Syracusan independence came to an end after the city supported Hannibal in the Second Punic War. In 213–211 BC, the Romans sacked the city after a difficult siege that was reportedly prolonged by the defenders’ use of ingenious weapons devised by Archimedes. This ALEXANDRIA-trained mathematician and engineer had mastered the principles of leverage and devised a grapnel that could hoist the prows of besieging ships until their crews fell out into the sea. He was even said to have used mirrors and/or lenses to focus sunlight and burn enemy ships, although this tale seems to have been highly magnified. As capital of the Roman province of Sicily, Syracuse suffered from the rapacious conduct of the governor Gaius Verres (73–71 BC), who was ultimately disgraced after a public prosecution led by Cicero. Even in that time, however, Cicero affirmed that Syracuse remained ‘the largest of all Greek cities, and the most beautiful of all cities’. Under Augustus, in 21 BC, the city became a Roman colony. St Paul stopped there for three days while en route to ROME, and the city enjoyed prosperity even after it was attacked by Franks in around AD 280.

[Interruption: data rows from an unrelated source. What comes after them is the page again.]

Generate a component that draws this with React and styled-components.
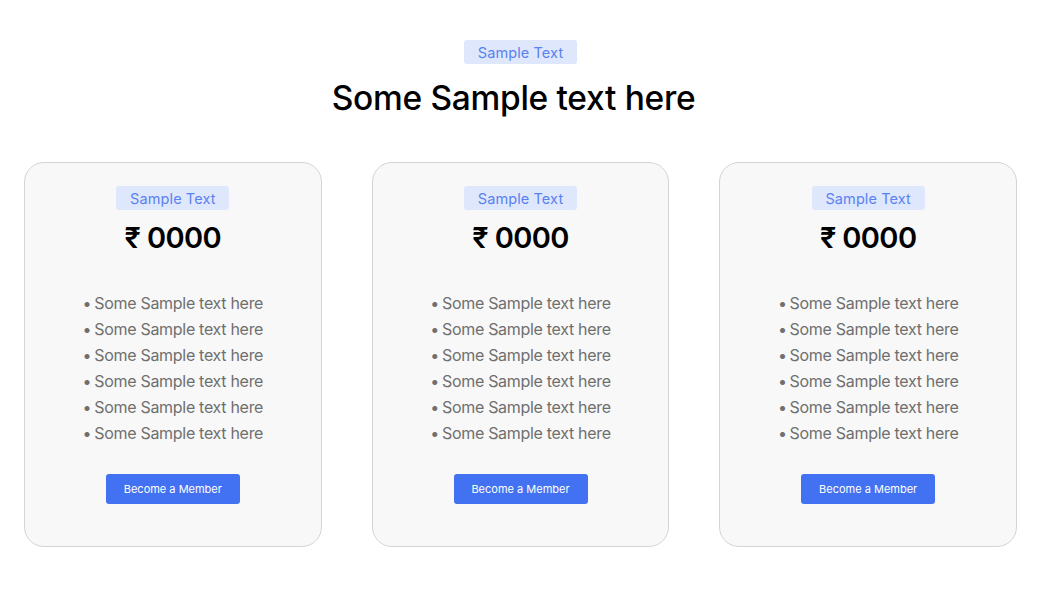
import React from "react";
import styled, { createGlobalStyle } from "styled-components";

const Global = createGlobalStyle`
  html, body { margin: 0; padding: 0; background: #ffffff; }
  body { font-family: "Inter", "Noto Sans", sans-serif; }
  * { box-sizing: border-box; }
`;

const Page = styled.main`
  padding: 40px 24px 0 24px;
  display: flex;
  flex-direction: column;
  align-items: center;
`;

const Badge = styled.span`
  display: inline-flex;
  align-items: center;
  justify-content: center;
  height: 24px;
  width: 113px;
  background: #dfe7fd;
  color: #5a82ef;
  font-size: 14.5px;
  border-radius: 3px;
  letter-spacing: 0.1px;
`;

const Heading = styled.h1`
  margin: 14px 0 0;
  padding-right: 14px;
  font-size: 33.5px;
  line-height: 40px;
  font-weight: 500;
  color: #000;
  letter-spacing: -0.3px;
`;

const Cards = styled.section`
  margin-top: 44px;
  width: 100%;
  display: flex;
  gap: 50px;
`;

const Card = styled.article`
  flex: 1;
  height: 385px;
  background: #f8f8f8;
  border: 1px solid #d4d4d4;
  border-radius: 20px;
  padding-top: 23px;
  display: flex;
  flex-direction: column;
  align-items: center;
`;

const Price = styled.div`
  margin-top: 10px;
  font-size: 29px;
  line-height: 36px;
  font-weight: 600;
  color: #000;
  letter-spacing: -0.6px;
`;

const List = styled.ul`
  margin: 34px 0 0;
  padding: 0;
  list-style: none;
`;

const Item = styled.li`
  font-size: 16px;
  line-height: 26px;
  color: #6f6f6f;
  letter-spacing: -0.3px;
  &::before {
    content: "•";
    margin-right: 3px;
  }
`;

const Button = styled.button`
  margin-top: 28px;
  width: 134px;
  height: 30px;
  border: none;
  border-radius: 3px;
  background: #4272f1;
  color: #ffffff;
  font-family: inherit;
  font-size: 11px;
  cursor: pointer;
`;

const plans = [1, 2, 3];
const items = [1, 2, 3, 4, 5, 6];

export default function App() {
  return (
    <>
      <Global />
      <Page>
        <Badge>Sample Text</Badge>
        <Heading>Some Sample text here</Heading>
        <Cards>
          {plans.map((p) => (
            <Card key={p}>
              <Badge>Sample Text</Badge>
              <Price>₹ 0000</Price>
              <List>
                {items.map((i) => (
                  <Item key={i}>Some Sample text here</Item>
                ))}
              </List>
              <Button>Become a Member</Button>
            </Card>
          ))}
        </Cards>
      </Page>
    </>
  );
}
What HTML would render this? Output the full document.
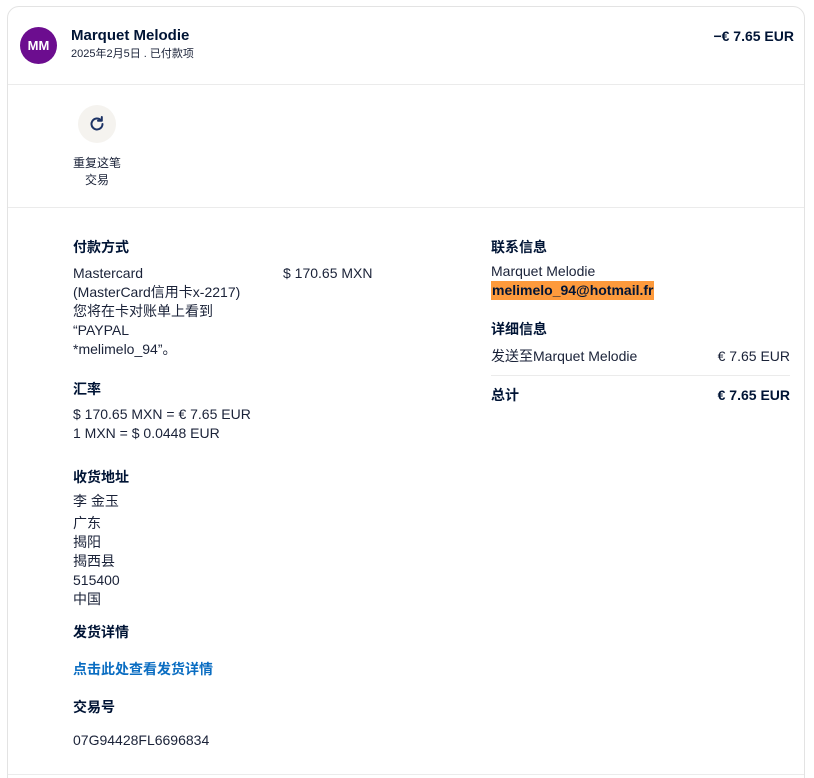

The tyrant Gelon reportedly constructed the first stone theatre, where the playwright Aeschylus was invited to open the premier season in 476 BC with a production of Women of Aetna. By the time of Hiero (d. 467 or 466 BC), Syracuse could boast a theatre holding around 24,000 spectators. A Roman amphitheatre was added in the first century AD. The city’s importance during early Christian times is reflected in extensive catacombs. After the Roman period, however, the city’s size and importance declined substantially, although the emperor Constans II chose to live there for several years until his assassination in 668.